* Goal:
Using the listing below, output only the lines from the one that contains "What React and" through the one that contains "mt-[13px] pl-[24px] text-[22px]", inclusive, exactly as given and without images.

* Pages as source code:
-- START --
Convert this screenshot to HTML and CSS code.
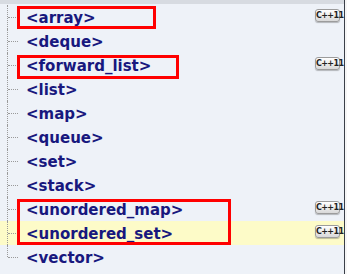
FILE: index.html
```html
<!DOCTYPE html>
<html>
<head>
<meta charset="utf-8">
<link rel="stylesheet" href="styles.css">
</head>
<body>
<div class="panel">
  <div class="topbar"></div>
  <ul class="tree">
    <li class="row"><span class="branch"></span><span class="label">&lt;array&gt;</span><span class="badge">C++11</span></li>
    <li class="row"><span class="branch"></span><span class="label">&lt;deque&gt;</span></li>
    <li class="row"><span class="branch"></span><span class="label">&lt;forward_list&gt;</span><span class="badge">C++11</span></li>
    <li class="row"><span class="branch"></span><span class="label">&lt;list&gt;</span></li>
    <li class="row"><span class="branch"></span><span class="label">&lt;map&gt;</span></li>
    <li class="row"><span class="branch"></span><span class="label">&lt;queue&gt;</span></li>
    <li class="row"><span class="branch"></span><span class="label">&lt;set&gt;</span></li>
    <li class="row"><span class="branch"></span><span class="label">&lt;stack&gt;</span></li>
    <li class="row"><span class="branch"></span><span class="label">&lt;unordered_map&gt;</span><span class="badge">C++11</span></li>
    <li class="row row-selected"><span class="branch"></span><span class="label">&lt;unordered_set&gt;</span><span class="badge">C++11</span></li>
    <li class="row row-last"><span class="branch"></span><span class="label">&lt;vector&gt;</span></li>
  </ul>
  <div class="mark mark-array"></div>
  <div class="mark mark-forward"></div>
  <div class="mark mark-unordered"></div>
</div>
</body>
</html>
```
FILE: styles.css
```css
html, body {
  margin: 0;
  padding: 0;
}
body {
  background: #f6f6f6;
  width: 347px;
  height: 274px;
  overflow: hidden;
}
.panel {
  position: relative;
  width: 344px;
  height: 274px;
  background: #eef2f8;
  border-right: 1px solid #3a3f48;
}
.topbar {
  height: 4px;
  background: #d7dbe1;
}
.tree {
  list-style: none;
  margin: 0;
  padding: 1px 0 0 0;
}
.row {
  display: flex;
  align-items: center;
  height: 24px;
  padding-right: 4px;
}
.row-selected {
  background: #fdfbc8;
}
.branch {
  position: relative;
  flex: none;
  width: 26px;
  height: 24px;
}
.branch::before {
  content: "";
  position: absolute;
  left: 7px;
  top: 0;
  height: 24px;
  border-left: 1px dotted #9a9a9a;
}
.row-last .branch::before {
  height: 12px;
}
.branch::after {
  content: "";
  position: absolute;
  left: 8px;
  top: 12px;
  width: 10px;
  border-top: 1px dotted #9a9a9a;
}
.label {
  font-family: "DejaVu Sans", Verdana, sans-serif;
  font-weight: bold;
  font-size: 15px;
  line-height: 18px;
  padding-top: 2px;
  color: #18187e;
  white-space: nowrap;
}
.badge {
  margin-left: auto;
  margin-top: -3px;
  width: 25px;
  height: 13px;
  box-sizing: border-box;
  border: 1px solid #9c9c9c;
  border-radius: 3px;
  background: linear-gradient(#ffffff, #d9d9d9);
  box-shadow: 0 1px 1px rgba(0,0,0,0.25);
  font-family: "DejaVu Sans", sans-serif;
  font-weight: bold;
  font-size: 8px;
  line-height: 11px;
  letter-spacing: -0.6px;
  color: #222;
  text-align: center;
}
.mark {
  position: absolute;
  box-sizing: border-box;
  border: 3px solid #ff0000;
}
.mark-array {
  left: 17px;
  top: 6px;
  width: 139px;
  height: 23px;
}
.mark-forward {
  left: 17px;
  top: 55px;
  width: 162px;
  height: 24px;
}
.mark-unordered {
  left: 17px;
  top: 199px;
  width: 214px;
  height: 46px;
}
```
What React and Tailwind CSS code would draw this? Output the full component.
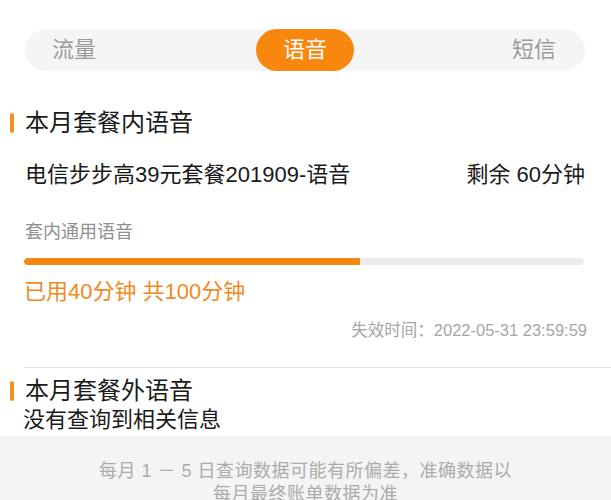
export default function App() {
  const font = { fontFamily: '"Liberation Sans", "Noto Sans CJK SC", sans-serif' };
  return (
    <div className="w-[611px] h-[500px] overflow-hidden bg-white flex flex-col" style={font}>
      <div className="shrink-0 pt-[29px] pl-[25px] pr-[26px]">
        <div className="h-[42px] rounded-full bg-[#f5f5f5] grid grid-cols-[1fr_98px_1fr] items-center">
          <div className="pl-[27px] text-[22px] text-[#9a9a9a] leading-none">流量</div>
          <div className="h-[42px] rounded-full bg-[#f7870f] flex items-center justify-center text-[22px] text-white leading-none">语音</div>
          <div className="flex justify-end pr-[29px] text-[22px] text-[#9a9a9a] leading-none">短信</div>
        </div>
      </div>

      <div className="shrink-0 mt-[36px] flex items-center">
        <div className="ml-[10px] w-[4px] h-[20px] rounded-full bg-[#f5901e]"></div>
        <div className="ml-[11px] text-[24px] leading-[32px] text-[#1a1a1a]">本月套餐内语音</div>
      </div>

      <div className="shrink-0 mt-[22px] pl-[25px] pr-[26px] flex items-center justify-between">
        <div className="text-[22px] leading-[28px] text-[#1a1a1a]">电信步步高39元套餐201909-语音</div>
        <div className="text-[22px] leading-[28px] text-[#1a1a1a]">剩余 60分钟</div>
      </div>

      <div className="shrink-0 mt-[31px] pl-[25px] text-[18px] leading-[24px] text-[#8f8f8f]">套内通用语音</div>

      <div className="shrink-0 mt-[14px] ml-[24px] mr-[27px] h-[7px] rounded-full bg-[#ececec] overflow-hidden">
        <div className="h-full bg-[#f7870f] rounded-l-full" style={{ width: '60%' }}></div>
      </div>

      <div className="shrink-0 mt-[13px] pl-[24px] text-[22px] leading-[28px] text-[#f08a1e]">已用40分钟 共100分钟</div>

      <div className="shrink-0 mt-[14px] pr-[24px] flex justify-end text-[16.5px] leading-[20px] text-[#a6a6a6]">失效时间：2022-05-31 23:59:59</div>

      <div className="shrink-0 mt-[27px] ml-[24px] h-px bg-[#e3e3e3]"></div>

      <div className="shrink-0 mt-[8px] flex items-center">
        <div className="ml-[10px] w-[4px] h-[20px] rounded-full bg-[#f5901e]"></div>
        <div className="ml-[11px] text-[24px] leading-[30px] text-[#1a1a1a]">本月套餐外语音</div>
      </div>
      <div className="shrink-0 pl-[23px] text-[22px] leading-[28px] text-[#1a1a1a]">没有查询到相关信息</div>

      <div className="shrink-0 mt-[2px] h-[200px] bg-[#f4f4f4] pt-[24px] flex flex-col items-center text-[18px] leading-[23px] text-[#ababab]">
        <div className="tracking-[0.5px]">每月 1 － 5 日查询数据可能有所偏差，准确数据以</div>
        <div className="tracking-[0.5px]">每月最终账单数据为准</div>
      </div>
    </div>
  );
}
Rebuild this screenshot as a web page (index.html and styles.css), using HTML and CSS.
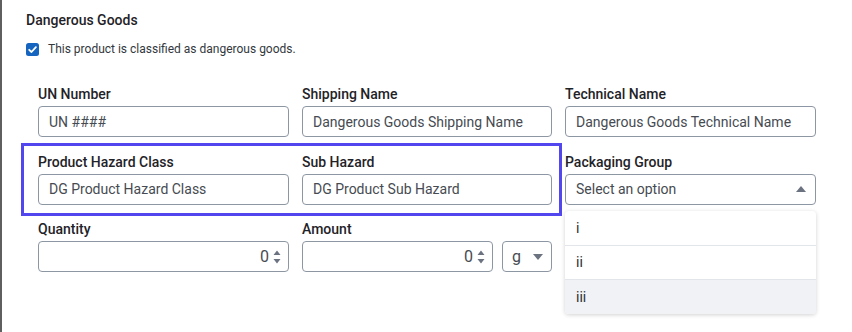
FILE: index.html
```html
<!DOCTYPE html>
<html lang="en">
<head>
<meta charset="utf-8">
<title>Dangerous Goods</title>
<link rel="stylesheet" href="styles.css">
</head>
<body>
<div class="panel">
  <h2 class="title">Dangerous Goods</h2>
  <label class="check">
    <span class="box">
      <svg viewBox="0 0 13 13" width="13" height="13"><path d="M3.2 6.8 L5.5 9 L9.9 4.2" fill="none" stroke="#fff" stroke-width="1.8" stroke-linecap="round" stroke-linejoin="round"/></svg>
    </span>
    <span>This product is classified as dangerous goods.</span>
  </label>

  <div class="grid">
    <div class="field">
      <div class="label">UN Number</div>
      <div class="input"><span class="ph">UN ####</span></div>
    </div>
    <div class="field">
      <div class="label">Shipping Name</div>
      <div class="input"><span class="ph">Dangerous Goods Shipping Name</span></div>
    </div>
    <div class="field">
      <div class="label">Technical Name</div>
      <div class="input"><span class="ph">Dangerous Goods Technical Name</span></div>
    </div>

    <div class="field">
      <div class="label">Product Hazard Class</div>
      <div class="input"><span class="ph">DG Product Hazard Class</span></div>
    </div>
    <div class="field">
      <div class="label">Sub Hazard</div>
      <div class="input"><span class="ph">DG Product Sub Hazard</span></div>
    </div>
    <div class="field select-field">
      <div class="label">Packaging Group</div>
      <div class="input select"><span class="ph">Select an option</span>
        <svg class="caret" viewBox="0 0 10 6" width="10" height="6"><path d="M0 6 L5 0 L10 6 Z" fill="#6b7280"/></svg>
      </div>
      <ul class="menu">
        <li>i</li>
        <li>ii</li>
        <li class="hover">iii</li>
      </ul>
    </div>

    <div class="field">
      <div class="label">Quantity</div>
      <div class="input number"><span class="val">0</span>
        <svg class="spin" viewBox="0 0 8 16" width="8" height="16"><path d="M0.5 6 L4 1.5 L7.5 6 Z M0.5 10 L4 14.5 L7.5 10 Z" fill="#6b7280"/></svg>
      </div>
    </div>
    <div class="field">
      <div class="label">Amount</div>
      <div class="pair">
        <div class="input number"><span class="val">0</span>
          <svg class="spin" viewBox="0 0 8 16" width="8" height="16"><path d="M0.5 6 L4 1.5 L7.5 6 Z M0.5 10 L4 14.5 L7.5 10 Z" fill="#6b7280"/></svg>
        </div>
        <div class="input unit"><span class="val">g</span>
          <svg class="caret" viewBox="0 0 10 6" width="10" height="6"><path d="M0 0 L10 0 L5 6 Z" fill="#6b7280"/></svg>
        </div>
      </div>
    </div>

    <div class="highlight"></div>
  </div>
</div>
</body>
</html>
```

FILE: styles.css
```css
* { box-sizing: border-box; }
html, body { margin: 0; padding: 0; background: #fff; }
body {
  width: 852px;
  height: 332px;
  overflow: hidden;
  border-left: 2px solid #5f5f5f;
  font-family: Roboto, "Noto Sans", "Liberation Sans", sans-serif;
  color: #1f2328;
}
.panel {
  padding: 10px 0 0 24px;
}
.title {
  margin: 0;
  font-size: 14px;
  line-height: 20px;
  font-weight: 500;
  color: #1f2328;
}
.check {
  display: flex;
  align-items: center;
  gap: 9px;
  margin-top: 9px;
  font-size: 12px;
  line-height: 20px;
  color: #33383d;
}
.check .box {
  width: 13px;
  height: 13px;
  border-radius: 2.5px;
  background: #1565c0;
  display: flex;
}
.grid {
  position: relative;
  margin: 25px 0 0 12px;
  display: grid;
  grid-template-columns: 251px 250px 251px;
  column-gap: 13px;
  row-gap: 14.5px;
}
.field { position: relative; }
.label {
  font-size: 14px;
  line-height: 20px;
  font-weight: 500;
  color: #1f2328;
  margin-bottom: 2px;
}
.input {
  height: 31px;
  border: 1px solid #8d96a3;
  border-radius: 4px;
  background: #fff;
  display: flex;
  align-items: center;
  padding: 0 10px;
  font-size: 14px;
  color: #464b52;
}
.ph { white-space: nowrap; }
.select { justify-content: space-between; padding-right: 9px; }
.number { justify-content: flex-end; padding-right: 7px; gap: 4px; }
.number .val { font-size: 16px; }
.pair { display: flex; gap: 9px; }
.pair .number { flex: 1; }
.unit { width: 50px; flex: none; justify-content: space-between; padding: 0 8px 0 9px; }
.unit .val { font-size: 16px; }
.menu {
  position: absolute;
  left: 0;
  right: 0;
  top: 59px;
  margin: 0;
  padding: 0;
  list-style: none;
  background: #fff;
  border-radius: 4px;
  box-shadow: 0 1px 4px rgba(0,0,0,0.18);
  overflow: hidden;
  z-index: 2;
}
.menu li {
  height: 34.5px;
  display: flex;
  align-items: center;
  padding-left: 11px;
  font-size: 14px;
  color: #2b2f33;
  border-top: 1px solid #e2e5ea;
}
.menu li:first-child { border-top: none; height: 34px; }
.menu li.hover { background: #f1f2f5; }
.highlight {
  position: absolute;
  left: -17px;
  top: 59px;
  width: 541px;
  height: 73px;
  border: 3px solid #5247ee;
  pointer-events: none;
}
```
-- END --
* Output of the task:
What React and Tailwind CSS code would draw this? Output the full component.
export default function App() {
  const font = { fontFamily: '"Liberation Sans", "Noto Sans CJK SC", sans-serif' };
  return (
    <div className="w-[611px] h-[500px] overflow-hidden bg-white flex flex-col" style={font}>
      <div className="shrink-0 pt-[29px] pl-[25px] pr-[26px]">
        <div className="h-[42px] rounded-full bg-[#f5f5f5] grid grid-cols-[1fr_98px_1fr] items-center">
          <div className="pl-[27px] text-[22px] text-[#9a9a9a] leading-none">流量</div>
          <div className="h-[42px] rounded-full bg-[#f7870f] flex items-center justify-center text-[22px] text-white leading-none">语音</div>
          <div className="flex justify-end pr-[29px] text-[22px] text-[#9a9a9a] leading-none">短信</div>
        </div>
      </div>

      <div className="shrink-0 mt-[36px] flex items-center">
        <div className="ml-[10px] w-[4px] h-[20px] rounded-full bg-[#f5901e]"></div>
        <div className="ml-[11px] text-[24px] leading-[32px] text-[#1a1a1a]">本月套餐内语音</div>
      </div>

      <div className="shrink-0 mt-[22px] pl-[25px] pr-[26px] flex items-center justify-between">
        <div className="text-[22px] leading-[28px] text-[#1a1a1a]">电信步步高39元套餐201909-语音</div>
        <div className="text-[22px] leading-[28px] text-[#1a1a1a]">剩余 60分钟</div>
      </div>

      <div className="shrink-0 mt-[31px] pl-[25px] text-[18px] leading-[24px] text-[#8f8f8f]">套内通用语音</div>

      <div className="shrink-0 mt-[14px] ml-[24px] mr-[27px] h-[7px] rounded-full bg-[#ececec] overflow-hidden">
        <div className="h-full bg-[#f7870f] rounded-l-full" style={{ width: '60%' }}></div>
      </div>

      <div className="shrink-0 mt-[13px] pl-[24px] text-[22px] leading-[28px] text-[#f08a1e]">已用40分钟 共100分钟</div>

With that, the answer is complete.